Interdetto alle fanciulle e percorso dai ragazzi prima di accedere allo status di guerrieri e di adulti, il terreno della caccia non è solo la negazione delle terre coltivate e dello spazio chiuso della casa, ma appare anche come spazio estraneo al matrimonio, che accoglie forme di sessualità devianti o semplicemente strane per la città. Una serie di relazioni sembrano dunque allacciarsi tra la caccia e l'erotica: per odio verso le donne, un giovane maschio se ne va ad inseguire la lepre tra le montagne e non ritorna più; per sfuggire al matrimonio che l'aspetta al varco, una fanciulla decide di andarsene a lottare contro le belve, sulle alte vette dei monti. Negli amori maschili, però, i regali che l'erasta fa all'eromeno sono spesso prodotti di cacciagione (lepri, cervidi, volpi), allo stesso modo che, nella tradizione di corte a Creta, è nel corso di una stagione di caccia, lunga due mesi, che l'adolescente, rapito secondo l'uso, si trova in intimità con il suo amante, prima d'essere questa volta integrato nella confraternita dei guerrieri cui l'accesso gli è aperto dal rapitore quando, al termine dell'iniziazione, l'amato riceve la sua armatura da guerra dalle mani dell'amante. Foreste e montagne compongono un paesaggio tutto maschile in cui la donna-sposa è radicalmente assente, così come ne sono esclusi i valori socio-politici che definiscono l'uso 'giusto' del corpo femminile. E' dunque là, dove le regole tacciono, che si aprono gli itinerari proibiti, s'enunziano le devianze e si compiono le trasgressioni. Ippolito, il pazzo d'Artemide, compagno inseparabile della Vergine, divorato dal fuoco della continenza, rasenta le figlie del re Preto, folli di desiderio e completamente nude dal giorno in cui hanno offeso Era; Dioniso, cacciatore selvaggio, trascina con sé la muta delle donne inferocite, che hanno abbandonato il telaio, i mariti, i focolari; Atalanta, spinta dall'odio per Afrodite, insegue, giavellotto alla mano, il sogno di una verginità intangibile, mentre la 'poliomicida', Polifonte, partita per 'fare la piccola orsa' e vivere in compagnia della sola Artemide, si innamora pazzamente di un orso vero, col quale si unisce sotto gli occhi inorriditi della Vergine Cacciatrice. La passione incestuosa del cacciatore Perdicca per la propria madre trova qui un contesto immediato, che rende vana una lettura ingenuamente 'socio-economica' della sua attività.

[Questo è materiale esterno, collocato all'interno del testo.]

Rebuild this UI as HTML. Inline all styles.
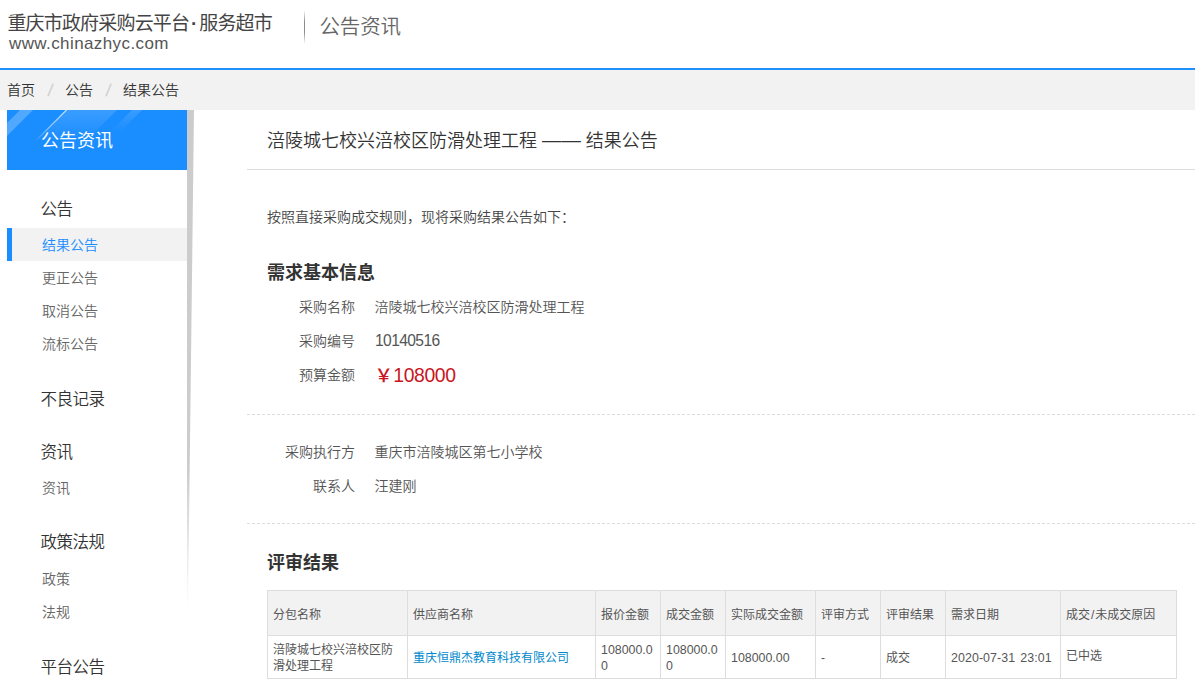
<!DOCTYPE html>
<html lang="zh-CN">
<head>
<meta charset="utf-8">
<title>涪陵城七校兴涪校区防滑处理工程 —— 结果公告</title>
<style>
*{box-sizing:border-box;margin:0;padding:0}
html,body{width:1195px;height:694px;overflow:hidden;background:#fff}
body{position:relative;font-family:"Liberation Sans","Noto Sans CJK SC",sans-serif;font-size:14px;color:#333;line-height:1;font-weight:350}
.abs{position:absolute;white-space:nowrap}
a{text-decoration:none;color:inherit}

/* header */
#logo1{left:7.4px;top:12px;font-size:19px;line-height:24px;color:#444;font-weight:400;letter-spacing:-.82px}
#logo1 i{display:inline-block;width:10px;text-align:center;font-style:normal;letter-spacing:0;font-weight:700}
#logo2{left:9px;top:34px;font-size:17px;line-height:20px;color:#555;letter-spacing:.4px}
#hsep{left:304px;top:10px;width:1px;height:34px;background:linear-gradient(to bottom,rgba(140,140,140,0),rgba(140,140,140,1) 35%,rgba(140,140,140,1) 65%,rgba(140,140,140,0))}
#htitle{left:319.4px;top:14px;font-size:20.5px;line-height:26px;color:#666;letter-spacing:-.1px}
#hline{left:0;top:68px;width:1195px;height:2px;background:#1e90ff}

/* breadcrumb */
#crumb{left:0;top:70px;width:1195px;height:40px;background:#f2f2f2}
#crumb span{position:absolute;top:0;line-height:40px;font-size:14px;color:#333;white-space:nowrap}
#crumb span.s{color:#ccc;font-size:17px;transform:skewX(-8deg);line-height:41px}

/* sidebar */
#sbhead{left:7px;top:110px;width:180px;height:60px;background:#1a8dff;overflow:hidden}
#sbhead b{position:absolute;left:34px;top:1px;line-height:60px;font-size:18px;font-weight:normal;color:#fff}
#sbactive{left:7px;top:228px;width:180px;height:33px;background:#f2f2f2;border-left:5px solid #1a8dff}
.g{left:40.5px;font-size:16.5px;line-height:20px;color:#333;letter-spacing:-.5px}
.i{left:42px;font-size:14px;line-height:20px;color:#666}
.i.on{color:#1a8dff}

/* main */
#title{left:267px;top:128px;font-size:18px;line-height:26px;color:#333}
#tline{left:247px;top:169px;width:948px;height:1px;background:#ddd}
.dash{left:247px;width:948px;height:0;border-top:1px dashed #ddd}
.h2{left:267px;font-size:18px;line-height:24px;font-weight:bold;color:#333}
.lab{width:108px;left:247px;text-align:right;font-size:14px;line-height:20px;color:#555}
.val{left:374.5px;font-size:14px;line-height:20px;color:#555}
#price{left:374.4px;top:363px;font-size:18.4px;line-height:24px;color:#c81623;font-weight:500}
#price b{font-weight:350;font-size:19.4px;margin-left:.5px;letter-spacing:-.4px}

/* table */
#tb{left:267px;top:590px;border-collapse:collapse;table-layout:fixed;width:909px;font-size:12px;color:#555}
#tb td,#tb th{border:1px solid #ddd;padding:0 6px 0 5px;text-align:left;font-weight:normal;line-height:16px;vertical-align:middle;white-space:normal;word-break:break-all}
#tb th{height:45px;background:#f2f2f2;color:#555;padding-top:3px}
#tb td{height:43px;padding-top:1px}
#tb a{color:#0088cc}
#tb .n{font-size:12.4px}
#tb .d{font-size:12.4px;word-spacing:1.5px;letter-spacing:.08px;white-space:nowrap}
#tb .u{position:relative;top:-1.5px}
</style>
</head>
<body>

<div class="abs" id="logo1">重庆市政府采购云平台<i>·</i>服务超市</div>
<div class="abs" id="logo2">www.chinazhyc.com</div>
<div class="abs" id="hsep"></div>
<div class="abs" id="htitle">公告资讯</div>
<div class="abs" id="hline"></div>

<div class="abs" id="crumb">
  <span style="left:7px">首页</span><span class="s" style="left:48px">/</span>
  <span style="left:65px">公告</span><span class="s" style="left:106px">/</span>
  <span style="left:123px">结果公告</span>
</div>

<div class="abs" id="sbhead">
  <svg width="180" height="60" style="position:absolute;left:0;top:0">
    <defs>
      <linearGradient id="fd" x1="0" y1="0" x2="0" y2="1"><stop offset="0" stop-color="#fff" stop-opacity=".14"/><stop offset="1" stop-color="#fff" stop-opacity="0"/></linearGradient>
      <linearGradient id="fl" gradientUnits="userSpaceOnUse" x1="59.5" y1="0" x2="27.5" y2="32"><stop offset="0" stop-color="#fff" stop-opacity=".7"/><stop offset=".6" stop-color="#fff" stop-opacity=".4"/><stop offset="1" stop-color="#fff" stop-opacity="0"/></linearGradient>
    </defs>
    <polygon points="13,0 26,0 0,26 0,13" fill="#fff" fill-opacity=".24"/>
    <polygon points="59.5,0 110,0 80,30 29.5,30" fill="url(#fd)"/>
    <polygon points="125,0 135,0 113,22 103,22" fill="url(#fd)"/>
    <line x1="59.5" y1="0" x2="27.5" y2="32" stroke="url(#fl)" stroke-width="1.3"/>
  </svg>
  <b>公告资讯</b>
</div>
<svg class="abs" id="sbshadow" width="8" height="500" style="left:187px;top:110px">
  <defs><linearGradient id="sg" x1="0" y1="0" x2="0" y2="1">
    <stop offset="0" stop-color="#ccc"/><stop offset=".72" stop-color="#ccc"/><stop offset="1" stop-color="#ccc" stop-opacity="0"/>
  </linearGradient></defs>
  <polygon points="0,0 7,0 1,500 0,500" fill="url(#sg)"/>
</svg>

<div class="abs" id="sbactive"></div>
<div class="abs g" style="top:199px">公告</div>
<div class="abs i on" style="top:235px">结果公告</div>
<div class="abs i" style="top:268px">更正公告</div>
<div class="abs i" style="top:301px">取消公告</div>
<div class="abs i" style="top:334px">流标公告</div>
<div class="abs g" style="top:389px">不良记录</div>
<div class="abs g" style="top:442px">资讯</div>
<div class="abs i" style="top:478px">资讯</div>
<div class="abs g" style="top:532px">政策法规</div>
<div class="abs i" style="top:569px">政策</div>
<div class="abs i" style="top:602px">法规</div>
<div class="abs g" style="top:657px">平台公告</div>

<div class="abs" id="title">涪陵城七校兴涪校区防滑处理工程 <span style="font-size:19.4px;line-height:20px">——</span>&nbsp;结果公告</div>
<div class="abs" id="tline"></div>
<div class="abs val" style="left:267px;top:207px;color:#444">按照直接采购成交规则，现将采购结果公告如下：</div>

<div class="abs h2" style="top:260.5px">需求基本信息</div>
<div class="abs lab" style="top:297px">采购名称</div><div class="abs val" style="top:297px">涪陵城七校兴涪校区防滑处理工程</div>
<div class="abs lab" style="top:331px">采购编号</div><div class="abs val" style="top:331px;font-size:15.6px;left:375px;letter-spacing:-.6px">10140516</div>
<div class="abs lab" style="top:365px">预算金额</div><div class="abs" id="price">￥<b>108000</b></div>
<div class="abs dash" style="top:414px"></div>

<div class="abs lab" style="top:442px">采购执行方</div><div class="abs val" style="top:442px">重庆市涪陵城区第七小学校</div>
<div class="abs lab" style="top:476px">联系人</div><div class="abs val" style="top:476px">汪建刚</div>
<div class="abs dash" style="top:523px"></div>

<div class="abs h2" style="top:551px">评审结果</div>

<table class="abs" id="tb">
<colgroup><col style="width:140px"><col style="width:188px"><col style="width:65px"><col style="width:65px"><col style="width:90px"><col style="width:65px"><col style="width:65px"><col style="width:115px"><col style="width:116px"></colgroup>
<tr><th>分包名称</th><th>供应商名称</th><th>报价金额</th><th>成交金额</th><th>实际成交金额</th><th>评审方式</th><th>评审结果</th><th>需求日期</th><th>成交<span style="padding:0 1px">/</span>未成交原因</th></tr>
<tr><td>涪陵城七校兴涪校区防滑处理工程</td><td><a>重庆恒鼎杰教育科技有限公司</a></td><td class="n">108000.00</td><td class="n">108000.00</td><td class="n">108000.00</td><td>-</td><td>成交</td><td class="d">2020-07-31 23:01</td><td><span class="u">已中选</span></td></tr>
</table>

</body>
</html>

Nondimeno, se boschi, foreste e montagne tracciano l'orizzonte comune delle avventure di Ippolito, di Atalanta e delle Pretidi, non bisognerà affrettarsi a concluderne che la sfera della caccia in Grecia serviva da rifugio alle infelici vittime delle disfunzioni sessuali. E dalla sua posizione tra guerra e matrimonio che lo spazio cinegetico trae la propria capacità di divenire, nella mitologia, il luogo privilegiato per i comportamenti sessuali marginali, sia che si tratti di rifiutare il matrimonio, al maschile o al femminile, sia che si tratti, al contrario, di sperimentare dei comportamenti sessuali censurati. Spazio liminale, dove i rapporti dominanti tra i due sessi sono come sospesi, il regno della caccia è aperto alla sovversione delle relazioni amorose, quali che ne siano i processi e le modalità.